**What is being asked:** Skip all pictures. Write out the data below from its first line through the line that contains "const BLUE_TEETH = [-28, -47, -66, -85, -104, -123, -142];".

☆ ☆ ☆

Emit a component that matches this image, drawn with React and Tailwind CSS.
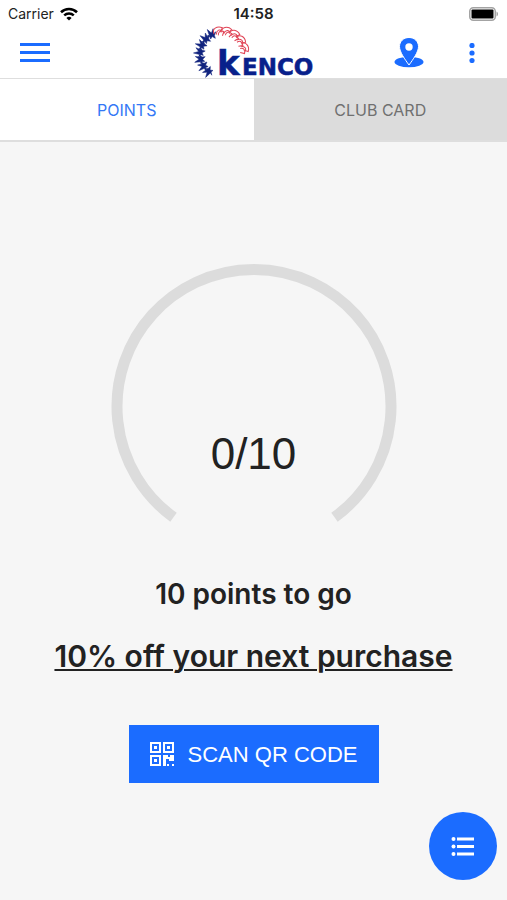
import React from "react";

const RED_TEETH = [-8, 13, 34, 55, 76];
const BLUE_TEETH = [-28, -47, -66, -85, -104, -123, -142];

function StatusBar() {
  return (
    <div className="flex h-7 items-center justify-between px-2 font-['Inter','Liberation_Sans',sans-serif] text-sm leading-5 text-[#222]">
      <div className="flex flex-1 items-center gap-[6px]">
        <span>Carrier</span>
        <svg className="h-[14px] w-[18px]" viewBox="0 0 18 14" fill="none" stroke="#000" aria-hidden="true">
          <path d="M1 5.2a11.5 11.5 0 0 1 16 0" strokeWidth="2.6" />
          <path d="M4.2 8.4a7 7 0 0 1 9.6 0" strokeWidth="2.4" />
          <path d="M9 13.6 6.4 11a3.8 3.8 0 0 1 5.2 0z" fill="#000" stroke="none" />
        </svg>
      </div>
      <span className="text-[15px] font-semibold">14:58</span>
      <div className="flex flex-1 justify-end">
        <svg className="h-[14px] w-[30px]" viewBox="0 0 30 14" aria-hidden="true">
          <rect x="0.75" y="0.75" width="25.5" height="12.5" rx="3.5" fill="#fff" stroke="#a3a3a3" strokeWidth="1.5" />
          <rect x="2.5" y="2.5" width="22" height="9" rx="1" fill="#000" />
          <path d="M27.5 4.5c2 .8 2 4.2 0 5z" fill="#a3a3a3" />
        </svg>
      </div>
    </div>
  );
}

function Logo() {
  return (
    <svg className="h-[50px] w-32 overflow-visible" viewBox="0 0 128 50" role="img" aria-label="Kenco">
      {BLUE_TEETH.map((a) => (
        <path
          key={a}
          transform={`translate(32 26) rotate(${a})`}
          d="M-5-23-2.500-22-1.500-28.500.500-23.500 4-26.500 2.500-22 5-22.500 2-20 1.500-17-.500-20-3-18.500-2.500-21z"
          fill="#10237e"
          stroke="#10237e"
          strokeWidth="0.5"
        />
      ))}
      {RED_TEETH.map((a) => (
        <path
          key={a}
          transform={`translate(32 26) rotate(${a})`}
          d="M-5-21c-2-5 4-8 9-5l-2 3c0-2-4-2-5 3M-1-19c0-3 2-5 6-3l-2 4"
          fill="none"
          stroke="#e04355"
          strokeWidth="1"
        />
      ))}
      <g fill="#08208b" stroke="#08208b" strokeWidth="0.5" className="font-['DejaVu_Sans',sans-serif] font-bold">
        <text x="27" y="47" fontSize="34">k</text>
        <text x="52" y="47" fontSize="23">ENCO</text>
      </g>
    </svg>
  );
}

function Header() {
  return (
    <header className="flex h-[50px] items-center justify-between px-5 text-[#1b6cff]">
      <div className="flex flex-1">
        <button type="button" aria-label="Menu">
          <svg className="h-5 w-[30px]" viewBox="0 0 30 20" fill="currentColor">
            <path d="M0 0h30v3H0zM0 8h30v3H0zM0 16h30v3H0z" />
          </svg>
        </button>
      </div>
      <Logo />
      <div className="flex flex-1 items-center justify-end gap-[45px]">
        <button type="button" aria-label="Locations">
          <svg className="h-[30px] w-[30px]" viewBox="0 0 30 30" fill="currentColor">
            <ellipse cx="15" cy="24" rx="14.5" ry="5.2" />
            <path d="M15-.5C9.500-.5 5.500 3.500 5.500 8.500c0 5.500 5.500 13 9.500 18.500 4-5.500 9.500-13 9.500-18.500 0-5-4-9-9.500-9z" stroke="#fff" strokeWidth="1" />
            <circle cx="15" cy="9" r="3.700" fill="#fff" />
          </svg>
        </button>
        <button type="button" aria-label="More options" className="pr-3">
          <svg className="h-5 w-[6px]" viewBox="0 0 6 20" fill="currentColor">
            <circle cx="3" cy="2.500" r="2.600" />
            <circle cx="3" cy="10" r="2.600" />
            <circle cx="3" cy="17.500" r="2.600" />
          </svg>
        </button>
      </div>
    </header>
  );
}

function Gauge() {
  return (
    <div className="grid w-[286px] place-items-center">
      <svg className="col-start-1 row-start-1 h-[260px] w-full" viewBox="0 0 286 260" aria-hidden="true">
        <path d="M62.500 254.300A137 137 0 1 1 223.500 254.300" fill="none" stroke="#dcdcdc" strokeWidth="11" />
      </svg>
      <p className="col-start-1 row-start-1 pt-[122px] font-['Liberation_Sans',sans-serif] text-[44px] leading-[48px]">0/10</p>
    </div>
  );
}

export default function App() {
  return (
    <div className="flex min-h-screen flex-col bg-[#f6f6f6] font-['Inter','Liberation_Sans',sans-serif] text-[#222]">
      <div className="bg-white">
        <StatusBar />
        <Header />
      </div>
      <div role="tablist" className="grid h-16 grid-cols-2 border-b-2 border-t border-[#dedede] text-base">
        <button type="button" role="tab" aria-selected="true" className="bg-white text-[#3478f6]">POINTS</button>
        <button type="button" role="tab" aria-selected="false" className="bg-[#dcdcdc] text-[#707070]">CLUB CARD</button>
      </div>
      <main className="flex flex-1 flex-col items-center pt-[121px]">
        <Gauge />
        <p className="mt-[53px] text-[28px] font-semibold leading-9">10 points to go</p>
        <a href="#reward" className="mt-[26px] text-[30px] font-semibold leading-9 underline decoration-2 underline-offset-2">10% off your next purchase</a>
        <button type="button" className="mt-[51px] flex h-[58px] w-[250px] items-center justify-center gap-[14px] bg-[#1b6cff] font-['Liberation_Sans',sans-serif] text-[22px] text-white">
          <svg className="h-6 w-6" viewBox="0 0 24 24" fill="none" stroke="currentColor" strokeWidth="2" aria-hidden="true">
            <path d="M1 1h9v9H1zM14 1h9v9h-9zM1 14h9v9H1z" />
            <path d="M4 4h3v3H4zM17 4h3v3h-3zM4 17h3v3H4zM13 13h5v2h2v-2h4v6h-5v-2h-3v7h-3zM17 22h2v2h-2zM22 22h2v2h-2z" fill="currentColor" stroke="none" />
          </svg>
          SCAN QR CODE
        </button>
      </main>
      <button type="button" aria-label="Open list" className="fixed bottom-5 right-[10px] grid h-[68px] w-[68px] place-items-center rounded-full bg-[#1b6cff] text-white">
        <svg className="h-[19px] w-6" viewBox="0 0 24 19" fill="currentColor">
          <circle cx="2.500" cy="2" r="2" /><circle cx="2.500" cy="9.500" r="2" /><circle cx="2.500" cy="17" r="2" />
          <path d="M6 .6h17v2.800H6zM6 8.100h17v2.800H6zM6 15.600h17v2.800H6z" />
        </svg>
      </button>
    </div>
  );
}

☆ ☆ ☆

**Task answer:**
Emit a component that matches this image, drawn with React and Tailwind CSS.
import React from "react";

const RED_TEETH = [-8, 13, 34, 55, 76];
const BLUE_TEETH = [-28, -47, -66, -85, -104, -123, -142];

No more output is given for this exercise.